Das Jüdische Museum Wien würdigt in seiner Ausstellung „Lady Bluetooth. Hedy Lamarr“ die in Wien als Hedwig Kiesler geborene Schauspielerin, ohne deren Erfindungsreichtum
Mobiltelefonie, WLAN und Bluetooth undenkbar wären.
Noch vor fünfzehn Jahren, als der österreichische Dokumentarfilm Calling Hedy Lamarr in die Kinos kam, hieß es: Wer kennt diese Frau? Heute lautet die Frage umgekehrt: Wer kennt sie nicht? Ehemals als schönste Frau der Welt gefeiert, teilte sie das Schicksal vieler Stars des klassischen Hollywood. Ihre Fans hatten sie zwar nicht vergessen, waren aber wie ihr Idol selbst in die Jahre gekommen. Kurz nach Lamarrs Tod im Jänner 2000 fand ihr Sohn Anthony Loder, es sei an der Zeit, sie wiederzuentdecken, bevor die Erinnerung an sie ganz verschwunden war. Sein Wunsch ging in Erfüllung. Doch seltsamerweise ist die gebürtige Wienerin heute weniger als strahlend schöne Schauspielerin bekannt, die den Glamour einer Ära verkörperte, sondern vielmehr als Technik-Ikone und Erfinderin des Frequenzsprungverfahrens, einem Vorläufer heutiger Drahtlostechnologien wie Mobilfunk und Bluetooth.

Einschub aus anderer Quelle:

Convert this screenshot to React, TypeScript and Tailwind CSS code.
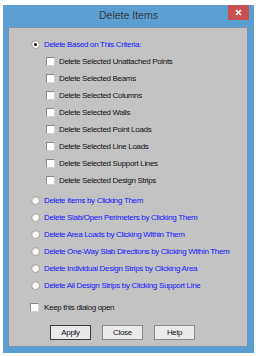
import React from 'react';

const criteria = [
  'Delete Selected Unattached Points',
  'Delete Selected Beams',
  'Delete Selected Columns',
  'Delete Selected Walls',
  'Delete Selected Point Loads',
  'Delete Selected Line Loads',
  'Delete Selected Support Lines',
  'Delete Selected Design Strips',
];

const modes = [
  'Delete Items by Clicking Them',
  'Delete Slab/Open Perimeters by Clicking Them',
  'Delete Area Loads by Clicking Within Them',
  'Delete One-Way Slab Directions by Clicking Within Them',
  'Delete Individual Design Strips by Clicking Area',
  'Delete All Design Strips by Clicking Support Line',
];

function Radio({ checked = false }: { checked?: boolean }) {
  return (
    <span className="w-[9px] h-[9px] rounded-full bg-white border border-[#a0a0a0] shadow-[inset_1px_1px_1px_rgba(0,0,0,0.15)] flex items-center justify-center shrink-0">
      {checked && <span className="w-[3px] h-[3px] rounded-full bg-black" />}
    </span>
  );
}

function Check() {
  return (
    <span className="w-[9px] h-[9px] bg-white border border-[#8a8a8a] border-b-[#d0d0d0] border-r-[#d0d0d0] shrink-0" />
  );
}

export default function App() {
  const txt = "font-['Liberation_Sans',Arial,sans-serif] text-[8px] tracking-[-0.32px] leading-none";
  return (
    <div className="w-[256px] h-[356px] bg-white pt-[5px] pl-[3px]">
      <div className="w-[251px] h-[348px] bg-[#5b9fd2] flex flex-col">
        {/* Title bar */}
        <div className="h-[22px] relative flex items-center justify-center">
          <span className="font-['Liberation_Sans',Arial,sans-serif] text-[10.5px] text-[#2f3a44]">Delete Items</span>
          <div className="absolute right-[5px] top-0 w-[21px] h-[15px] bg-[#c75050] flex items-center justify-center">
            <svg width="7" height="7" viewBox="0 0 7 7">
              <path d="M1 1 L6 6 M6 1 L1 6" stroke="white" strokeWidth="1.6" />
            </svg>
          </div>
        </div>

        {/* Client area */}
        <div className="ml-[5px] mr-[6px] h-[320px] bg-[#c3c3c3] border border-[#7a95ad] flex flex-col pt-[8px]">
          <div className={`h-[17px] flex items-center pl-[22px] gap-[4px] text-[#1414ff] ${txt}`}>
            <Radio checked />
            <span>Delete Based on This Criteria:</span>
          </div>
          {criteria.map((c) => (
            <div key={c} className={`h-[17px] flex items-center pl-[37px] gap-[4px] text-[#111] ${txt}`}>
              <Check />
              <span>{c}</span>
            </div>
          ))}

          <div className="mt-[3px] flex flex-col">
            {modes.map((m) => (
              <div key={m} className={`h-[17px] flex items-center pl-[22px] gap-[4px] text-[#1414ff] ${txt}`}>
                <Radio />
                <span>{m}</span>
              </div>
            ))}
          </div>

          <div className={`mt-[5px] h-[17px] flex items-center pl-[21px] gap-[5px] text-[#111] ${txt}`}>
            <Check />
            <span>Keep this dialog open</span>
          </div>

          <div className="mt-[9px] flex pl-[41px] gap-[11px]">
            <button className={`w-[41px] h-[15px] bg-[#eaeaea] border border-[#3c3c3c] flex items-center justify-center text-[#111] ${txt}`}>
              Apply
            </button>
            <button className={`w-[41px] h-[15px] bg-[#eaeaea] border border-[#8a8a8a] flex items-center justify-center text-[#111] ${txt}`}>
              Close
            </button>
            <button className={`w-[41px] h-[15px] bg-[#eaeaea] border border-[#8a8a8a] flex items-center justify-center text-[#111] ${txt}`}>
              Help
            </button>
          </div>
        </div>
      </div>
    </div>
  );
}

Die turbulente Lebensgeschichte der hochintelligenten Schauspielerin ist selbst filmreif. 1914 als Hedwig Kiesler in Wien geboren, ging die Tochter eines jüdischen Bankiers aus dem Wiener Nobelbezirk Döbling vorzeitig von der Schule ab, um Schauspielerin zu werden. Mit gerade einmal 18 Jahren wurde sie als strahlender Nachwuchs-Star gefeiert. Max Reinhardt nannte sie „das schönste Mädchen Europas“. Ihre Hauptrolle in dem tschechoslowakisch-österreichischen Spielfilm Ekstase (Gustav Machatý, 1933) machte sie international bekannt, doch wurden ihr ein Nacktauftritt und ein vor der Kamera gespielter Orgasmus – damals ein Tabubruch – ein Leben lang immer wieder vorgehalten. Im selben Jahr heiratete Hedy Kiesler den reichen, skandalumwitterten Munitionsfabrikanten und Waffenhändler Fritz Mandl, vor dessen Dauerkontrolle sie 1937 nach Hollywood flüchtete.
Navy gegen Nazis
Legenden ranken sich um ihre Aufnahme in die MGM-Star-Familie. Auf demselben Schiff reisend wie Louis B. Mayer, soll sie dessen Aufmerksamkeit erregt haben, als er ihre (kalkulierte) Wirkung auf männliche Mitreisende sah. In den USA mit dem neuen Namen Hedy Lamarr und einem Siebenjahresvertrag angekommen, wurde sie von ihrem Studio in zahlreichen, oft nicht besonders anspruchsvollen Filmen als „schönste Frau der Welt“ vermarktet. Nach dem Kriegseintritt der USA wollte sich auch die Nazi-Gegnerin, deren Geburtsland seit dem „Anschluss“ nicht mehr existierte, nützlich machen – und entwickelte gemeinsam mit dem Avantgarde-Komponisten George Antheil ihre Erfindung des Frequenzsprungverfahrens. Die US Navy, der sie das Patent schenkten, ließ es aber für Jahre in der Schublade verschwinden. Ihre Karriere im Film fand in der Darstellung der biblischen Femme fatale in Cecil B. DeMilles Monumentalfilm Samson und Delilah (1949) ihren Höhepunkt. Später entwickelte sie sich zur exzentrischen Diva, deren Faceliftings und Scheidungen von der Klatschpresse ausgeschlachtet wurden. In ihrem letzten Lebensabschnitt zog sie sich zurück und mied die Öffentlichkeit. Ihre Wiederentdeckung als geniale Erfinderin ab 1997 erlebte sie noch hochbetagt.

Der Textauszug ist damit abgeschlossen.